# EXERCISE TASK
Write out the material exactly, without any of its pictures.
━━━━━━━━━━
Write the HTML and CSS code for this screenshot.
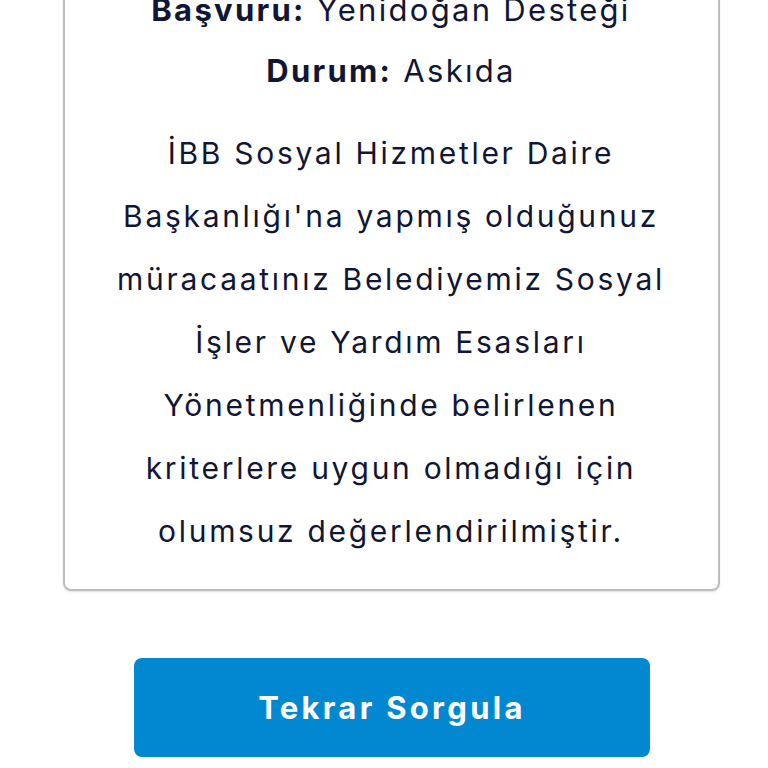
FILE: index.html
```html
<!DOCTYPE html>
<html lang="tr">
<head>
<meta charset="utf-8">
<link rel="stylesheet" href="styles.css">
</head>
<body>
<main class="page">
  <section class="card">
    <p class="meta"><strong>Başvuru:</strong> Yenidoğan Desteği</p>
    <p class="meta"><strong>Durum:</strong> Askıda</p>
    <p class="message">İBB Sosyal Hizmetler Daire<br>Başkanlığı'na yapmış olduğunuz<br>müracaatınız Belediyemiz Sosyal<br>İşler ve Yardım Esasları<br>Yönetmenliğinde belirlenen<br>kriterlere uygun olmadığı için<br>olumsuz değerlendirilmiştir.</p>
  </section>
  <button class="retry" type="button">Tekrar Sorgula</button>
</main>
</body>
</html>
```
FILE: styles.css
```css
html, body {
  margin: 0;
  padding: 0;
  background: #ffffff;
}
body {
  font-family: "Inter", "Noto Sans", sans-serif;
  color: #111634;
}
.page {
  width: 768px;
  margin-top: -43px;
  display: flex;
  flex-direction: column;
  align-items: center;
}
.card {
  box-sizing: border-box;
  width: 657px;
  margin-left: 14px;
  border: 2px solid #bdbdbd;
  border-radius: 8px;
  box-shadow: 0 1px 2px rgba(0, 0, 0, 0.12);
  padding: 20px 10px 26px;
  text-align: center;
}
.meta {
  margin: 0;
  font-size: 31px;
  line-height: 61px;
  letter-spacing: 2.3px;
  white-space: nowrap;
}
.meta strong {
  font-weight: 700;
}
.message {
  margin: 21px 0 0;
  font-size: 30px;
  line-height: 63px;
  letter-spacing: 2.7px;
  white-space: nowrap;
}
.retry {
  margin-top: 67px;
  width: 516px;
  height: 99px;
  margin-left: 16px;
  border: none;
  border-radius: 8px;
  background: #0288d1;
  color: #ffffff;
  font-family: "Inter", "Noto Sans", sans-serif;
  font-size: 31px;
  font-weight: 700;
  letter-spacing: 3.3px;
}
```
━━━━━━━━━━
# FULL RESPONSE
Write the HTML and CSS code for this screenshot.
FILE: index.html
```html
<!DOCTYPE html>
<html lang="tr">
<head>
<meta charset="utf-8">
<link rel="stylesheet" href="styles.css">
</head>
<body>
<main class="page">
  <section class="card">
    <p class="meta"><strong>Başvuru:</strong> Yenidoğan Desteği</p>
    <p class="meta"><strong>Durum:</strong> Askıda</p>
    <p class="message">İBB Sosyal Hizmetler Daire<br>Başkanlığı'na yapmış olduğunuz<br>müracaatınız Belediyemiz Sosyal<br>İşler ve Yardım Esasları<br>Yönetmenliğinde belirlenen<br>kriterlere uygun olmadığı için<br>olumsuz değerlendirilmiştir.</p>
  </section>
  <button class="retry" type="button">Tekrar Sorgula</button>
</main>
</body>
</html>
```
FILE: styles.css
```css
html, body {
  margin: 0;
  padding: 0;
  background: #ffffff;
}
body {
  font-family: "Inter", "Noto Sans", sans-serif;
  color: #111634;
}
.page {
  width: 768px;
  margin-top: -43px;
  display: flex;
  flex-direction: column;
  align-items: center;
}
.card {
  box-sizing: border-box;
  width: 657px;
  margin-left: 14px;
  border: 2px solid #bdbdbd;
  border-radius: 8px;
  box-shadow: 0 1px 2px rgba(0, 0, 0, 0.12);
  padding: 20px 10px 26px;
  text-align: center;
}
.meta {
  margin: 0;
  font-size: 31px;
  line-height: 61px;
  letter-spacing: 2.3px;
  white-space: nowrap;
}
.meta strong {
  font-weight: 700;
}
.message {
  margin: 21px 0 0;
  font-size: 30px;
  line-height: 63px;
  letter-spacing: 2.7px;
  white-space: nowrap;
}
.retry {
  margin-top: 67px;
  width: 516px;
  height: 99px;
  margin-left: 16px;
  border: none;
  border-radius: 8px;
  background: #0288d1;
  color: #ffffff;
  font-family: "Inter", "Noto Sans", sans-serif;
  font-size: 31px;
  font-weight: 700;
  letter-spacing: 3.3px;
}
```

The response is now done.